• **TASK STATEMENT**
Copy out the material below in full, but not its images.

• **PROVIDED MATERIAL**
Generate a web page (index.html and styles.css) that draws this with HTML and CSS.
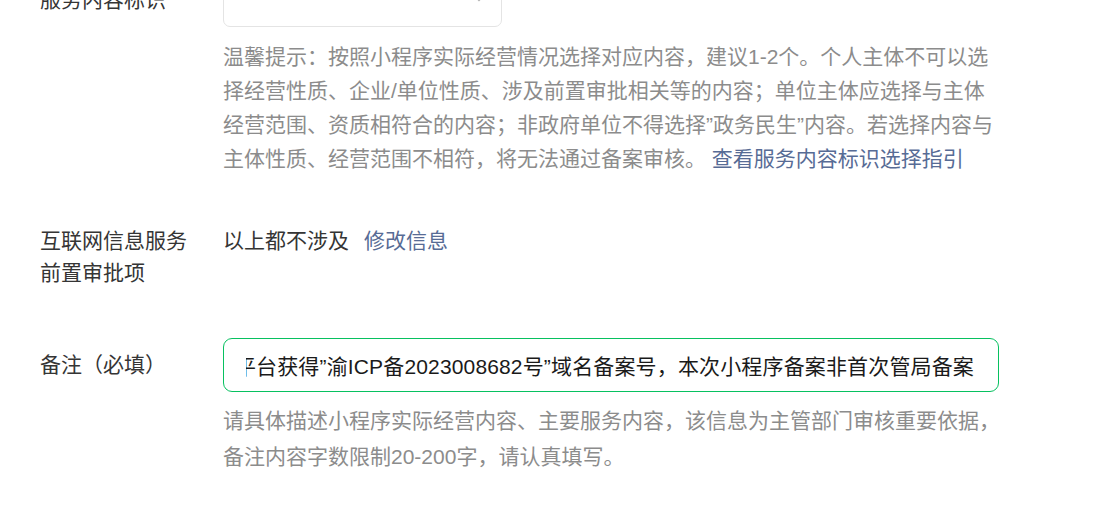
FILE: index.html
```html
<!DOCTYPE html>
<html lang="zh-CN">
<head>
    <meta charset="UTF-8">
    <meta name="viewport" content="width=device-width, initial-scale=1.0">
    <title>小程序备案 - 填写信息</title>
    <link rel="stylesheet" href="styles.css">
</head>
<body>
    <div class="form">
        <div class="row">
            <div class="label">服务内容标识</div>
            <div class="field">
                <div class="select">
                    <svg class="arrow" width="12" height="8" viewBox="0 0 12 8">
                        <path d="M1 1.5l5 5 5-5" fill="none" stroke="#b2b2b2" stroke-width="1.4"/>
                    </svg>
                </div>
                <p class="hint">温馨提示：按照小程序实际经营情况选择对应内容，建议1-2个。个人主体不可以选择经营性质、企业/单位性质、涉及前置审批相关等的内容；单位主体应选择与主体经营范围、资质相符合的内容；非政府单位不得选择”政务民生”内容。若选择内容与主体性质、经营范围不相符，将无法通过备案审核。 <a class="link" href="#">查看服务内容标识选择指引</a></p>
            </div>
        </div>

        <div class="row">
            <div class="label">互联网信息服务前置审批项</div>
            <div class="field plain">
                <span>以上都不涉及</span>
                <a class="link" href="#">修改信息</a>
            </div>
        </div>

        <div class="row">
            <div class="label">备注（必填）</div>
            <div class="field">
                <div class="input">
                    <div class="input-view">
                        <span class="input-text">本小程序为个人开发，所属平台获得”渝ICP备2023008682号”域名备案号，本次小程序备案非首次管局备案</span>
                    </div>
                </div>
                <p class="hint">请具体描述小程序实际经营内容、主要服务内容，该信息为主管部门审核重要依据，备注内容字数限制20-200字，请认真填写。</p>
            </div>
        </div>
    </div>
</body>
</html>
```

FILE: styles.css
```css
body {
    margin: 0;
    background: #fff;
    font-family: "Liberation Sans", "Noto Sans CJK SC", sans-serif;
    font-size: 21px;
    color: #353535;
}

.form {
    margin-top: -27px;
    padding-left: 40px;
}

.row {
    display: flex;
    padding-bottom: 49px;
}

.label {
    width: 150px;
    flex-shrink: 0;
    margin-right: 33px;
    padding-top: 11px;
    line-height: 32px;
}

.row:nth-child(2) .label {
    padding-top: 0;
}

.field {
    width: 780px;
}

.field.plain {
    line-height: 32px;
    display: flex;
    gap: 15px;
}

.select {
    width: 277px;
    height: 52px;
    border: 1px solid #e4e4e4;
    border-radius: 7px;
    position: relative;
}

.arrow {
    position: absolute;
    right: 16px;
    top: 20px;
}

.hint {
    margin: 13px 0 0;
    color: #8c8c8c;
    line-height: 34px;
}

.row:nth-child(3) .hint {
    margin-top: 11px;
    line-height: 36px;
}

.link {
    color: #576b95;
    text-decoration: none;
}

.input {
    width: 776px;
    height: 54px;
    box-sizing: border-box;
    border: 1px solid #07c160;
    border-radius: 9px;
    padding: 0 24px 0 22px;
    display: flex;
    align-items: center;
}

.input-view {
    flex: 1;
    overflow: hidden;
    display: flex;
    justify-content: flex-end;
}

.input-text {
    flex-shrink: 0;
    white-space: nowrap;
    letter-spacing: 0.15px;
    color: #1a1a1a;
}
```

• **ANSWER IN FULL**
Generate a web page (index.html and styles.css) that draws this with HTML and CSS.
FILE: index.html
```html
<!DOCTYPE html>
<html lang="zh-CN">
<head>
    <meta charset="UTF-8">
    <meta name="viewport" content="width=device-width, initial-scale=1.0">
    <title>小程序备案 - 填写信息</title>
    <link rel="stylesheet" href="styles.css">
</head>
<body>
    <div class="form">
        <div class="row">
            <div class="label">服务内容标识</div>
            <div class="field">
                <div class="select">
                    <svg class="arrow" width="12" height="8" viewBox="0 0 12 8">
                        <path d="M1 1.5l5 5 5-5" fill="none" stroke="#b2b2b2" stroke-width="1.4"/>
                    </svg>
                </div>
                <p class="hint">温馨提示：按照小程序实际经营情况选择对应内容，建议1-2个。个人主体不可以选择经营性质、企业/单位性质、涉及前置审批相关等的内容；单位主体应选择与主体经营范围、资质相符合的内容；非政府单位不得选择”政务民生”内容。若选择内容与主体性质、经营范围不相符，将无法通过备案审核。 <a class="link" href="#">查看服务内容标识选择指引</a></p>
            </div>
        </div>

        <div class="row">
            <div class="label">互联网信息服务前置审批项</div>
            <div class="field plain">
                <span>以上都不涉及</span>
                <a class="link" href="#">修改信息</a>
            </div>
        </div>

        <div class="row">
            <div class="label">备注（必填）</div>
            <div class="field">
                <div class="input">
                    <div class="input-view">
                        <span class="input-text">本小程序为个人开发，所属平台获得”渝ICP备2023008682号”域名备案号，本次小程序备案非首次管局备案</span>
                    </div>
                </div>
                <p class="hint">请具体描述小程序实际经营内容、主要服务内容，该信息为主管部门审核重要依据，备注内容字数限制20-200字，请认真填写。</p>
            </div>
        </div>
    </div>
</body>
</html>
```

FILE: styles.css
```css
body {
    margin: 0;
    background: #fff;
    font-family: "Liberation Sans", "Noto Sans CJK SC", sans-serif;
    font-size: 21px;
    color: #353535;
}

.form {
    margin-top: -27px;
    padding-left: 40px;
}

.row {
    display: flex;
    padding-bottom: 49px;
}

.label {
    width: 150px;
    flex-shrink: 0;
    margin-right: 33px;
    padding-top: 11px;
    line-height: 32px;
}

.row:nth-child(2) .label {
    padding-top: 0;
}

.field {
    width: 780px;
}

.field.plain {
    line-height: 32px;
    display: flex;
    gap: 15px;
}

.select {
    width: 277px;
    height: 52px;
    border: 1px solid #e4e4e4;
    border-radius: 7px;
    position: relative;
}

.arrow {
    position: absolute;
    right: 16px;
    top: 20px;
}

.hint {
    margin: 13px 0 0;
    color: #8c8c8c;
    line-height: 34px;
}

.row:nth-child(3) .hint {
    margin-top: 11px;
    line-height: 36px;
}

.link {
    color: #576b95;
    text-decoration: none;
}

.input {
    width: 776px;
    height: 54px;
    box-sizing: border-box;
    border: 1px solid #07c160;
    border-radius: 9px;
    padding: 0 24px 0 22px;
    display: flex;
    align-items: center;
}

.input-view {
    flex: 1;
    overflow: hidden;
    display: flex;
    justify-content: flex-end;
}

.input-text {
    flex-shrink: 0;
    white-space: nowrap;
    letter-spacing: 0.15px;
    color: #1a1a1a;
}
```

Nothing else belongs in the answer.